> [Data section]
◆ ◆ ◆ ◆

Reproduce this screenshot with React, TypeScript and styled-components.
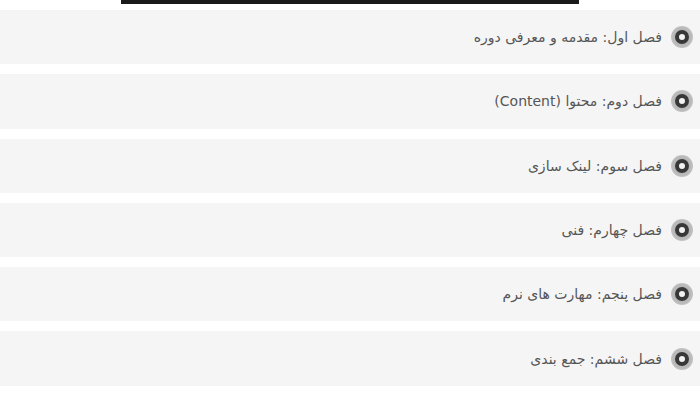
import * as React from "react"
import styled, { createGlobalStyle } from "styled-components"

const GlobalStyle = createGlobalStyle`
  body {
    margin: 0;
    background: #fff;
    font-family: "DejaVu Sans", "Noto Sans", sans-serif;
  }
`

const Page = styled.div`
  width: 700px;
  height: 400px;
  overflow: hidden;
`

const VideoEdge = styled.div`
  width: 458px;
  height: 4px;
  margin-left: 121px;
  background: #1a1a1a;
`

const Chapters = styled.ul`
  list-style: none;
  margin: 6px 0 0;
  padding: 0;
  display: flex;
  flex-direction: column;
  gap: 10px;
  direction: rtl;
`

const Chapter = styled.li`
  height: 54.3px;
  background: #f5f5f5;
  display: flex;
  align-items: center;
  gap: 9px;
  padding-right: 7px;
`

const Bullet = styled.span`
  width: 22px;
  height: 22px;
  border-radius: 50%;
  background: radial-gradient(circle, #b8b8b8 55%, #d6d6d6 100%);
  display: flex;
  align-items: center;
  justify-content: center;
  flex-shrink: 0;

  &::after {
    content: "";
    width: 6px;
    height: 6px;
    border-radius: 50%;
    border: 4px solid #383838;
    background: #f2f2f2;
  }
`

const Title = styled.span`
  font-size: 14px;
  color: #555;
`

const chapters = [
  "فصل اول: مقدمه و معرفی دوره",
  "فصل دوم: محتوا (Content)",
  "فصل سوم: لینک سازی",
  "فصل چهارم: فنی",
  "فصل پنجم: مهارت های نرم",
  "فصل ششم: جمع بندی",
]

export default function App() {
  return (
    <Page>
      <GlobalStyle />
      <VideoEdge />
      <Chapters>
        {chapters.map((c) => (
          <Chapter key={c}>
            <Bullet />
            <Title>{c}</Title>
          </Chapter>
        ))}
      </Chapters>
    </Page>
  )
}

◆ ◆ ◆ ◆

> [Task directions]
Collect from the data above every line that includes "styled".

> [Solution]
Reproduce this screenshot with React, TypeScript and styled-components.
import styled, { createGlobalStyle } from "styled-components"
const Page = styled.div`
const VideoEdge = styled.div`
const Chapters = styled.ul`
const Chapter = styled.li`
const Bullet = styled.span`
const Title = styled.span`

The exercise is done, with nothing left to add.